▶ _What needs to be done_
Reproduce the material in full, exactly as written.

▶ _Provided material_

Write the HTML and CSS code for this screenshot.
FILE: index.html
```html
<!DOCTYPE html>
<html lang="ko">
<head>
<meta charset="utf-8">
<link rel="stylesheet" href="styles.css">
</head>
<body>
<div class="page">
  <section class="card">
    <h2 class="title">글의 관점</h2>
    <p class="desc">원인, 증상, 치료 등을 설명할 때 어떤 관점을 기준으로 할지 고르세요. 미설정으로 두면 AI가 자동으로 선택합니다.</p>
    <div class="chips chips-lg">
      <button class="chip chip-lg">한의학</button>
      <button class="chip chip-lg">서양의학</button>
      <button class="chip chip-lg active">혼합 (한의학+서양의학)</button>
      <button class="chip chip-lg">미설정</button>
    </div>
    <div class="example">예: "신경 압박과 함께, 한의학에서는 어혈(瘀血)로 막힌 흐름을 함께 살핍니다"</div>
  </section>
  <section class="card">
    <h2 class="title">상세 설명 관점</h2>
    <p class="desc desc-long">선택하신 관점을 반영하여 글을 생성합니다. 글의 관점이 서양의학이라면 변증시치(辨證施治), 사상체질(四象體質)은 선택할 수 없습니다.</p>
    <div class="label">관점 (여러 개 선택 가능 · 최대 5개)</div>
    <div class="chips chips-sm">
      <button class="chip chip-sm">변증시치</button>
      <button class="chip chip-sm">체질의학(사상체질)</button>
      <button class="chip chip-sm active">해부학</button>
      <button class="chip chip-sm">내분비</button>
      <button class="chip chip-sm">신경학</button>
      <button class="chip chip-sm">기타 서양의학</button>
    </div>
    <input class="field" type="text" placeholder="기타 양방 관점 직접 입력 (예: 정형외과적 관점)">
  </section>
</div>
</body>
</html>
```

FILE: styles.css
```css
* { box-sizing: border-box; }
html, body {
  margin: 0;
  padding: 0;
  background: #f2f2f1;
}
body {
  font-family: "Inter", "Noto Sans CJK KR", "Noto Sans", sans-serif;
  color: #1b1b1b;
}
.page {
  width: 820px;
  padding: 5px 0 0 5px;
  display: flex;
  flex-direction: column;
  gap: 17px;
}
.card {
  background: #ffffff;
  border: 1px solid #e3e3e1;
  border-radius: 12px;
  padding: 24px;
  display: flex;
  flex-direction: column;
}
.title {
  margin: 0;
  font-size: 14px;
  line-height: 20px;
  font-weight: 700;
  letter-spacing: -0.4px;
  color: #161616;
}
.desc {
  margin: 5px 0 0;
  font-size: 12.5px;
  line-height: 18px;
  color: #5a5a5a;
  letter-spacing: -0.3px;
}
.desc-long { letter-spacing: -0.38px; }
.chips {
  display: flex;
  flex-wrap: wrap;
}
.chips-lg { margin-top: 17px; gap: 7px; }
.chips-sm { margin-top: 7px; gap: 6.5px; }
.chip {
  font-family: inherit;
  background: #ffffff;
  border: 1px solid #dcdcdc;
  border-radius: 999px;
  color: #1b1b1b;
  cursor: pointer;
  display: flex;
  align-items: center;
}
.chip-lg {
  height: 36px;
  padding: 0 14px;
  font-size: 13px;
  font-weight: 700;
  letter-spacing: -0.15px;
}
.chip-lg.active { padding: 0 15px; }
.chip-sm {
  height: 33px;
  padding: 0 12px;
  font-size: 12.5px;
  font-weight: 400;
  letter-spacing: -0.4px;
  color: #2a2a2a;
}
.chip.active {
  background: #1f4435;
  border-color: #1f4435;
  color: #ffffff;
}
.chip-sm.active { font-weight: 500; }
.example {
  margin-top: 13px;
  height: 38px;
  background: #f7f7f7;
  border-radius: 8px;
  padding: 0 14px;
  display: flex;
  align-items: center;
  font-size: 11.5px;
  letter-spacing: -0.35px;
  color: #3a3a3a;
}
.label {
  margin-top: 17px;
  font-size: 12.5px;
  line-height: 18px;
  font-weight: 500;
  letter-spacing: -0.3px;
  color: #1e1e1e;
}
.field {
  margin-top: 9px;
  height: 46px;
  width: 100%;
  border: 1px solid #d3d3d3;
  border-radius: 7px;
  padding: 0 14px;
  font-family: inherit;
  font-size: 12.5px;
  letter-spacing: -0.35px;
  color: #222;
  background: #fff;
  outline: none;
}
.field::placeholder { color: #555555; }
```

▶ _Task answer_
Write the HTML and CSS code for this screenshot.
FILE: index.html
```html
<!DOCTYPE html>
<html lang="ko">
<head>
<meta charset="utf-8">
<link rel="stylesheet" href="styles.css">
</head>
<body>
<div class="page">
  <section class="card">
    <h2 class="title">글의 관점</h2>
    <p class="desc">원인, 증상, 치료 등을 설명할 때 어떤 관점을 기준으로 할지 고르세요. 미설정으로 두면 AI가 자동으로 선택합니다.</p>
    <div class="chips chips-lg">
      <button class="chip chip-lg">한의학</button>
      <button class="chip chip-lg">서양의학</button>
      <button class="chip chip-lg active">혼합 (한의학+서양의학)</button>
      <button class="chip chip-lg">미설정</button>
    </div>
    <div class="example">예: "신경 압박과 함께, 한의학에서는 어혈(瘀血)로 막힌 흐름을 함께 살핍니다"</div>
  </section>
  <section class="card">
    <h2 class="title">상세 설명 관점</h2>
    <p class="desc desc-long">선택하신 관점을 반영하여 글을 생성합니다. 글의 관점이 서양의학이라면 변증시치(辨證施治), 사상체질(四象體質)은 선택할 수 없습니다.</p>
    <div class="label">관점 (여러 개 선택 가능 · 최대 5개)</div>
    <div class="chips chips-sm">
      <button class="chip chip-sm">변증시치</button>
      <button class="chip chip-sm">체질의학(사상체질)</button>
      <button class="chip chip-sm active">해부학</button>
      <button class="chip chip-sm">내분비</button>
      <button class="chip chip-sm">신경학</button>
      <button class="chip chip-sm">기타 서양의학</button>
    </div>
    <input class="field" type="text" placeholder="기타 양방 관점 직접 입력 (예: 정형외과적 관점)">
  </section>
</div>
</body>
</html>
```

FILE: styles.css
```css
* { box-sizing: border-box; }
html, body {
  margin: 0;
  padding: 0;
  background: #f2f2f1;
}
body {
  font-family: "Inter", "Noto Sans CJK KR", "Noto Sans", sans-serif;
  color: #1b1b1b;
}
.page {
  width: 820px;
  padding: 5px 0 0 5px;
  display: flex;
  flex-direction: column;
  gap: 17px;
}
.card {
  background: #ffffff;
  border: 1px solid #e3e3e1;
  border-radius: 12px;
  padding: 24px;
  display: flex;
  flex-direction: column;
}
.title {
  margin: 0;
  font-size: 14px;
  line-height: 20px;
  font-weight: 700;
  letter-spacing: -0.4px;
  color: #161616;
}
.desc {
  margin: 5px 0 0;
  font-size: 12.5px;
  line-height: 18px;
  color: #5a5a5a;
  letter-spacing: -0.3px;
}
.desc-long { letter-spacing: -0.38px; }
.chips {
  display: flex;
  flex-wrap: wrap;
}
.chips-lg { margin-top: 17px; gap: 7px; }
.chips-sm { margin-top: 7px; gap: 6.5px; }
.chip {
  font-family: inherit;
  background: #ffffff;
  border: 1px solid #dcdcdc;
  border-radius: 999px;
  color: #1b1b1b;
  cursor: pointer;
  display: flex;
  align-items: center;
}
.chip-lg {
  height: 36px;
  padding: 0 14px;
  font-size: 13px;
  font-weight: 700;
  letter-spacing: -0.15px;
}
.chip-lg.active { padding: 0 15px; }
.chip-sm {
  height: 33px;
  padding: 0 12px;
  font-size: 12.5px;
  font-weight: 400;
  letter-spacing: -0.4px;
  color: #2a2a2a;
}
.chip.active {
  background: #1f4435;
  border-color: #1f4435;
  color: #ffffff;
}
.chip-sm.active { font-weight: 500; }
.example {
  margin-top: 13px;
  height: 38px;
  background: #f7f7f7;
  border-radius: 8px;
  padding: 0 14px;
  display: flex;
  align-items: center;
  font-size: 11.5px;
  letter-spacing: -0.35px;
  color: #3a3a3a;
}
.label {
  margin-top: 17px;
  font-size: 12.5px;
  line-height: 18px;
  font-weight: 500;
  letter-spacing: -0.3px;
  color: #1e1e1e;
}
.field {
  margin-top: 9px;
  height: 46px;
  width: 100%;
  border: 1px solid #d3d3d3;
  border-radius: 7px;
  padding: 0 14px;
  font-family: inherit;
  font-size: 12.5px;
  letter-spacing: -0.35px;
  color: #222;
  background: #fff;
  outline: none;
}
.field::placeholder { color: #555555; }
```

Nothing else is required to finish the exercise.